The Spanish and Portuguese conquest of Providencia took place on 17 May 1641 and was an amphibious expedition against the Piracy in the Caribbean in order to seize the island from its English settlers' control. The Spanish and Portuguese fleet carrying 2,000 men captured the island and took so much gold and slaves that the value of the plunder was estimated at above half a million ducats.

==Background==
Determined to expel the English, the Spanish crown ordered veteran Admiral Don Francisco Díaz Pimienta to take his battle fleet to expunge the intruder settlement. Díaz Pimienta, along with the Portuguese Count of Castel-Melhor João Rodrigues de Vasconcelos e Sousa, appeared off Providencia Island with his 400- ton flagship San Juan; the 800-ton, foreign-built viceflag Sansón under Jerónimo de Ojeda; the 400-ton galleons Jesús María del Castillo and San Marcos; the 300-ton ships Santa Ana, Teatina, and Comboy; the auxiliary San Pedro; and three lesser craft of 70–80 tons apiece. The expedition bears a total of 600 sailors and 1,400 soldiers.

==Action==
The attackers were again stymied by Providencia’s reefs, spending several days searching for a safe landing place. On 19 May San Marcos struck an outcropping and was severely damaged; retiring toward Cartagena, taking 270 troops and one-third of the Spanish siege train. Díaz Pimienta eventually decided to make a thrust directly into the main English harbor at dawn on 24 May with 1,200 men, hoping to catch his enemy offguard.

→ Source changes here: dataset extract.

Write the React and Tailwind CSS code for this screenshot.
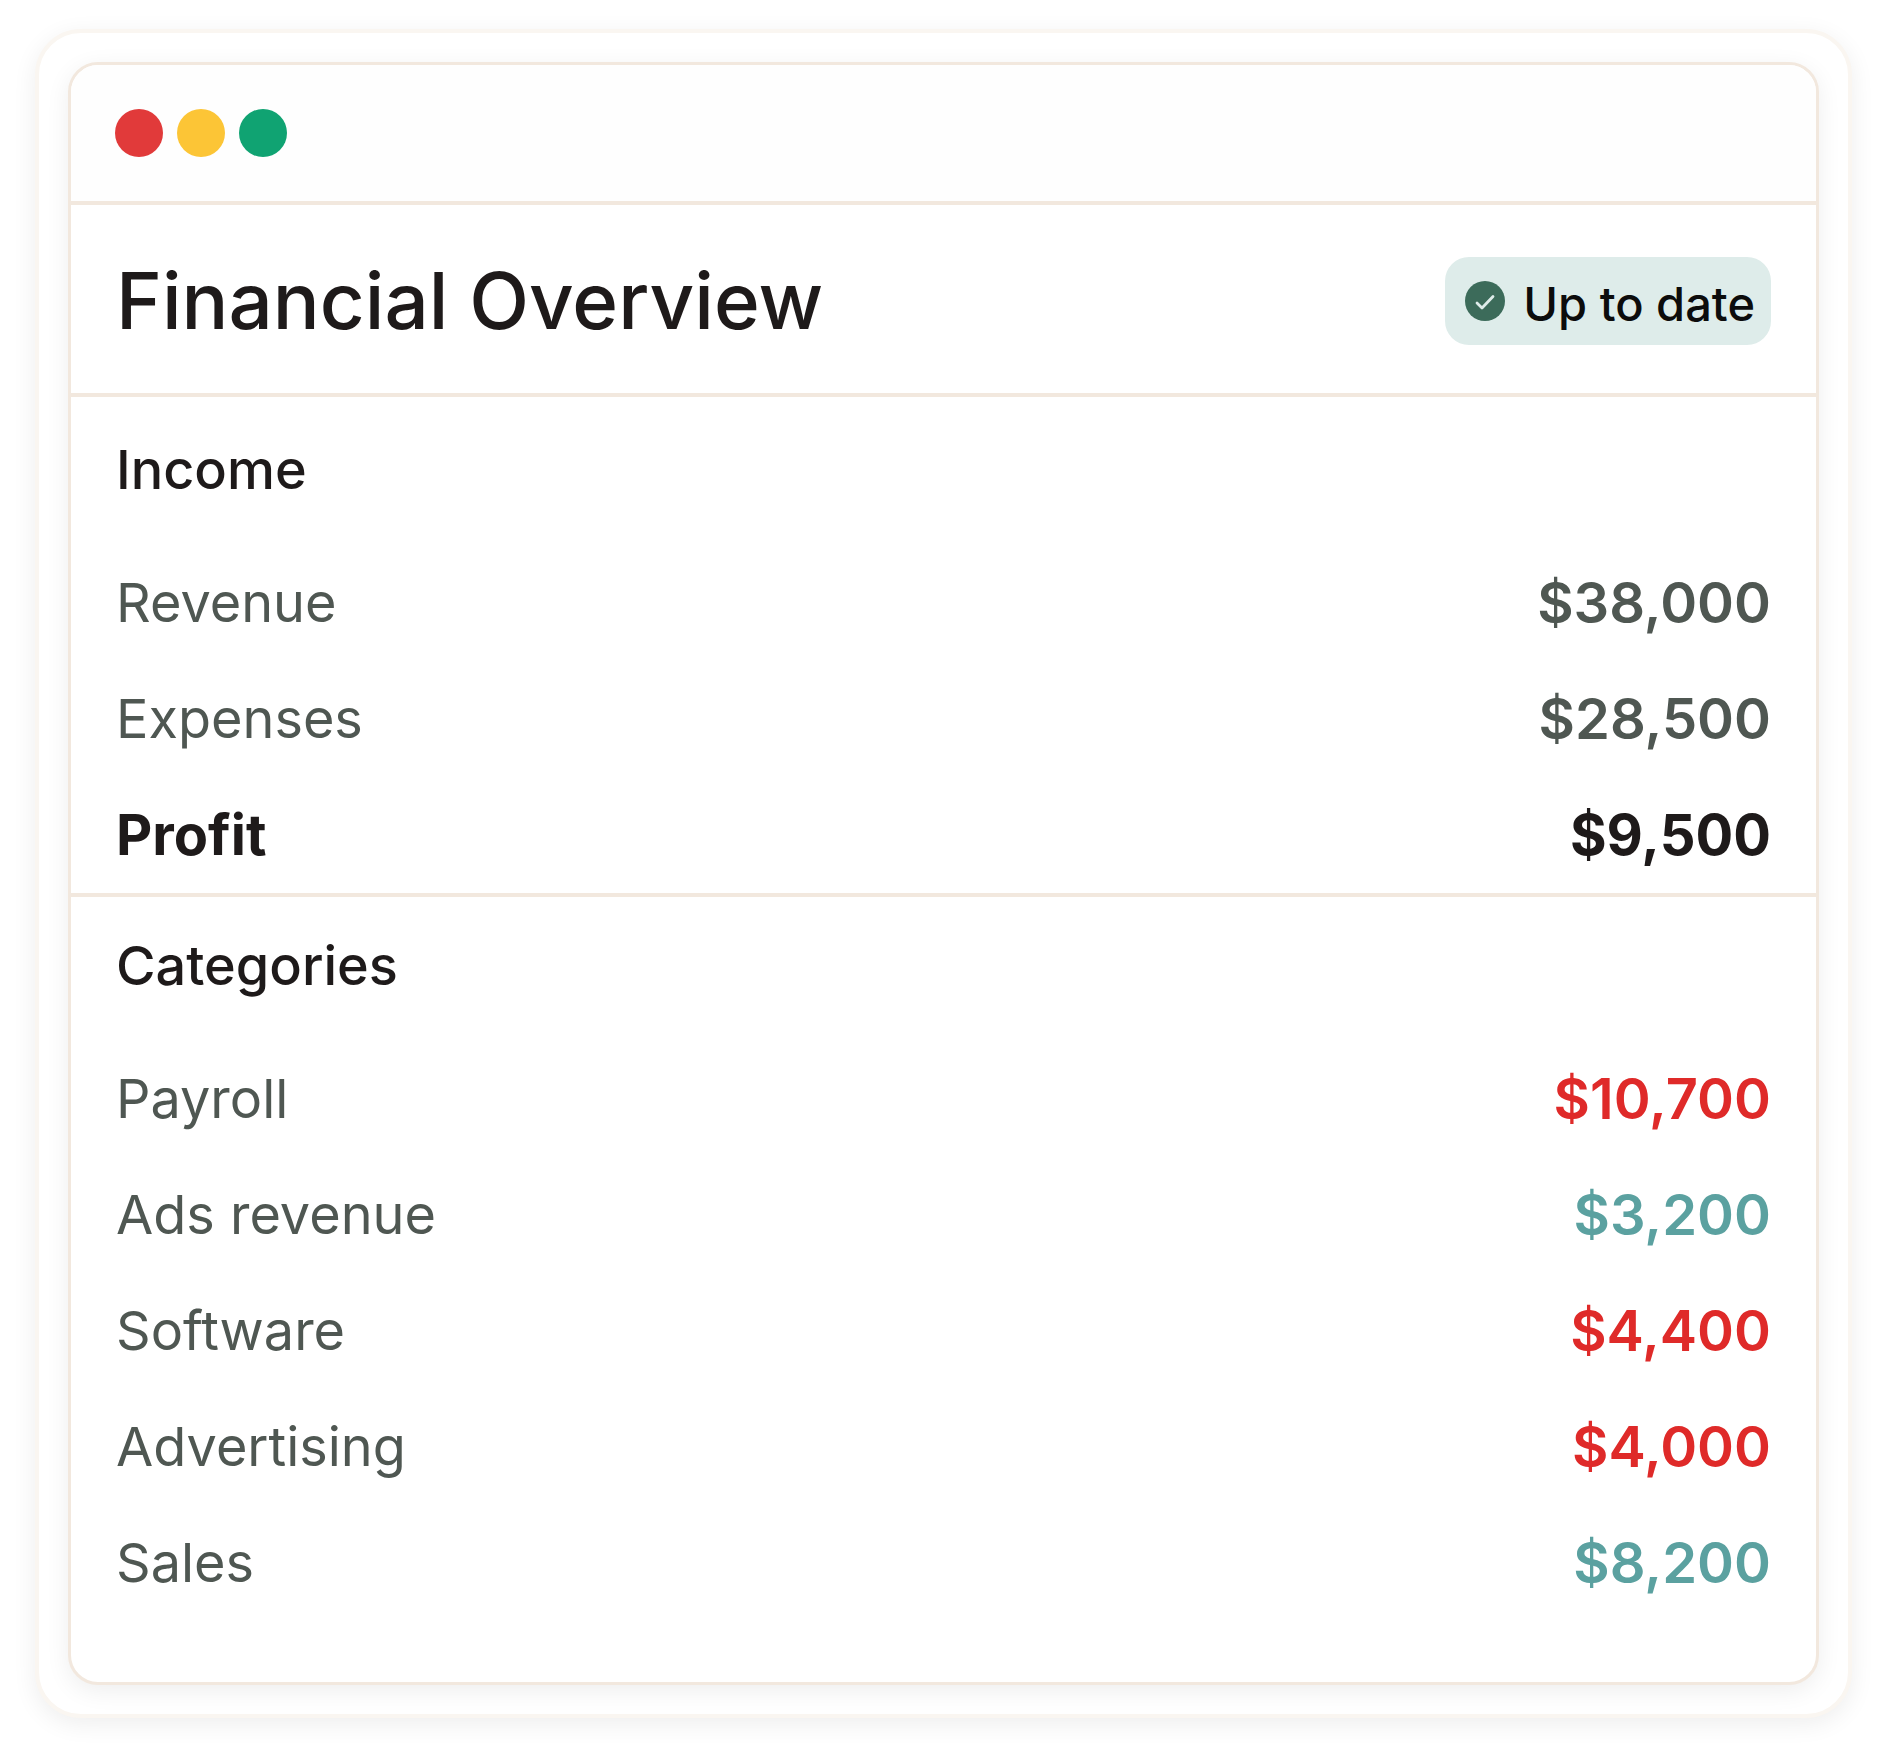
import React from "react";
import clsx from "clsx";

const INCOME = [
    { label: "Revenue", amount: "$38,000" },
    { label: "Expenses", amount: "$28,500" },
    { label: "Profit", amount: "$9,500", total: true },
];

const CATEGORIES = [
    { label: "Payroll", amount: "$10,700", type: "out" },
    { label: "Ads revenue", amount: "$3,200", type: "in" },
    { label: "Software", amount: "$4,400", type: "out" },
    { label: "Advertising", amount: "$4,000", type: "out" },
    { label: "Sales", amount: "$8,200", type: "in" },
];

const amountColor = ({ type, total }) => {
    if (total) return "text-[#1e1a1a] font-bold";
    if (type === "in") return "text-[#5ba1a0] font-semibold";
    if (type === "out") return "text-[#df2a29] font-semibold";
    return "text-[#4f5752] font-semibold";
};

function CheckBadge() {
    return (
        <div className="flex h-[88px] items-center gap-[18px] rounded-3xl bg-[#deecea] pl-5 pr-4">
            <svg width="40" height="40" viewBox="0 0 40 40" fill="none" aria-hidden="true">
                <circle cx="20" cy="20" r="20" fill="#3c6b5a" />
                <path d="M12 22l5 5L28 15.5" stroke="#deecea" strokeWidth="2.8" strokeLinecap="round" strokeLinejoin="round" />
            </svg>
            <span className="pt-1 text-[47px] font-medium leading-none text-[#0c0c0c]">Up to date</span>
        </div>
    );
}

function Rows({ rows, labelledBy }) {
    return (
        <table className="w-full" aria-labelledby={labelledBy}>
            <tbody>
                {rows.map((row) => (
                    <tr key={row.label} className="h-[116px]">
                        <th
                            scope="row"
                            className={clsx(
                                "p-0 text-left",
                                row.total ? "text-[56px] font-bold text-[#1e1a1a]" : "font-normal text-[#4f5752]"
                            )}
                        >
                            {row.label}
                        </th>
                        <td className={clsx("p-0 text-right text-[56px]", amountColor(row))}>{row.amount}</td>
                    </tr>
                ))}
            </tbody>
        </table>
    );
}

export default function App() {
    return (
        <div className="min-h-screen bg-white px-[35px] pt-[29px] pb-10 font-['Inter',sans-serif]">
            {/* Outer frame */}
            <div className="rounded-[46px] border-4 border-[#faf6f1] bg-white p-[29px] shadow-[0_6px_24px_rgba(0,0,0,0.07)]">
                {/* Window */}
                <main className="overflow-hidden rounded-[30px] border-[3px] border-[#f2e8de] bg-white text-[54px] leading-[66px] shadow-[0_6px_24px_rgba(0,0,0,0.07)]">
                    <div className="flex h-[140px] items-center gap-[14px] border-b-4 border-[#f2e8de] bg-[#fefefe] px-11">
                        <span className="size-12 rounded-full bg-[#e13a3a]" />
                        <span className="size-12 rounded-full bg-[#fcc536]" />
                        <span className="size-12 rounded-full bg-[#10a372]" />
                    </div>

                    <header className="flex h-48 items-center justify-between border-b-4 border-[#f2e8de] px-[45px] pt-1">
                        <h1 className="text-[78px] font-medium leading-none text-[#1e1a1a]">Financial Overview</h1>
                        <CheckBadge />
                    </header>

                    <section className="border-b-4 border-[#f2e8de] px-[45px] pt-10">
                        <h2 id="income" className="pb-[42px] font-medium text-[#1e1a1a]">Income</h2>
                        <Rows rows={INCOME} labelledBy="income" />
                    </section>

                    <section className="px-[45px] pt-9 pb-[61px]">
                        <h2 id="categories" className="pb-[42px] font-medium text-[#1e1a1a]">Categories</h2>
                        <Rows rows={CATEGORIES} labelledBy="categories" />
                    </section>
                </main>
            </div>
        </div>
    );
}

The gamble paid off: Spanish and Portuguese troops waded through the surf and stormed the intricate system of English trenches and parapets with cold steel. The defenders were driven back within their keep, and the Spanish and Portuguese manhandled English artillery pieces into new emplacements to open up a close-range bombardment.

At this point, Providencia’s residents sent out two flags of truce, requesting terms. The next day (25 May), Díaz Pimienta and João Rodrigues de Vasconcelos e Sousa accepted the surrender of the fort along with 40 guns, 380 slaves, and all English goods on the island. The 770 inhabitants surrendered on the understanding they would be repatriated to Europe; the Spanish commander-in-chief installed a new garrison under Vice Admiral de Ojeda. The Spanish and Portuguese fleet then prepared to weigh, except for the Portuguese Ajuda, which attempted to sail for Portugal in order to aid their comrades in the new fight to restore full sovereignty to Portugal from Spanish control. Instead, the ship was wrecked on Providencia’s reefs. Furious, Díaz Pimienta ordered two of its officers shot and their bodies displayed on the twisted wreckage as a warning to others.

==Aftermath==
The victorious Spanish admiral was accorded a hero’s welcome at Cartagena de Indias, later being awarded with a knighthood in the Order of Santiago. The vast majority of the English prisoners were sent back to England.